As the AI computing power race reaches a fever pitch, chip power consumption has surged from hundreds of watts to over a thousand watts, making traditional air cooling and cold plate cooling technologies increasingly inadequate. Cooling efficiency has become a core physical bottleneck restricting breakthroughs in the industry. At this critical moment, Microsoft has dropped a “technological bomb”: On September 23, CEO Satya Nadella publicly announced that the team has developed a “microfluidic cooling” technology within chips, which etches tiny channels inside the chip to allow cooling liquid to directly act on the heat source, significantly elevating cooling efficiency to new heights.

Technological Breakthrough: Cooling Efficiency Tripled, GPU Temperature Rise Reduced by 65%
Unlike the traditional cold plate’s “external cooling” approach, the core of Microsoft’s technology lies in being “close to the source”—it directly etches tiny flow channels within the silicon substrate of the chip, allowing the cooling liquid to flow through the core area where heat is generated, effectively removing heat at its source.
Laboratory data sufficiently demonstrates its disruptive potential: cooling efficiency can reach up to three times that of traditional cold plate technology, reducing the internal temperature rise of GPUs by 65%. What does this mean? For data centers, it allows for safe “overclocking” of chips to handle peak computing demands without the need for additional hardware, thereby reducing hardware costs, enhancing operational reliability, and even decreasing additional energy consumption due to cooling, balancing efficiency and sustainability.
Challenges Ahead: Three Realistic Issues Hindering Commercialization
Despite impressive laboratory performance, Wall Street’s attitude towards this technology is quite cautious. Morgan Stanley’s latest research report bluntly states that the journey from “demonstration” to “industry standard” is still long, with three major realistic challenges holding it back:
First is reliability. Liquid leakage is a longstanding “pain point” of liquid cooling solutions; any leakage in a server rack could lead to short circuits and system failures, resulting in catastrophic consequences—during actual operations, “not failing” is far more important than “high efficiency”.
Second is design integration.
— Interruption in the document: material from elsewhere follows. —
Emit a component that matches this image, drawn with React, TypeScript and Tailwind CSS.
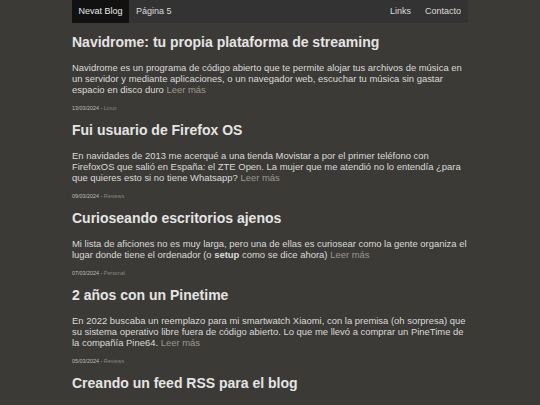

The microfluidic system needs to form a complete loop: the liquid channels inside the chip must connect to the server tray manifold, which then connects to the rack manifold. This requires deep adaptation of the technology to existing server architectures, involving a series of adjustments in hardware design, interface standards, and more, with complexity far exceeding expectations.
Finally, serviceability is a concern. Hyperscale data centers (like those of Google and Amazon) pursue extreme operational efficiency, and whether the solution is easy to maintain and replace directly determines its potential for large-scale adoption. Once flow channels are embedded within the chip, the difficulty of maintenance and replacement costs will significantly increase, posing a huge challenge to the operational maintenance system.

Market Insights: Limited Short-Term Impact, Potential Opportunities in Corrections
For the capital market, Microsoft’s technology announcement initially triggered “emotional fluctuations” in the cooling supply chain—investors worried that traditional cooling manufacturers would be replaced by the new technology. However, Morgan Stanley’s conclusion offers a different perspective: given that the commercialization of the technology will take time, the actual impact on traditional cooling solution suppliers in the short term is limited.
The report even points out that if the stock prices of related supply chain companies experience irrational corrections due to this news, it may present a worthwhile buying opportunity. After all, until the microfluidic technology within chips resolves issues of reliability, integration, and serviceability, traditional cooling solutions will remain a “necessity” for data centers.
From technological breakthroughs to industrial implementation, there is often a gap between the “laboratory” and “reality”. Microsoft’s cooling liquid “chip embedding” technology undoubtedly provides a new direction for addressing cooling challenges in the AI era, but to truly rewrite industry rules, the three major challenges pointed out by Morgan Stanley must first be overcome. The story of this cooling revolution has only just begun.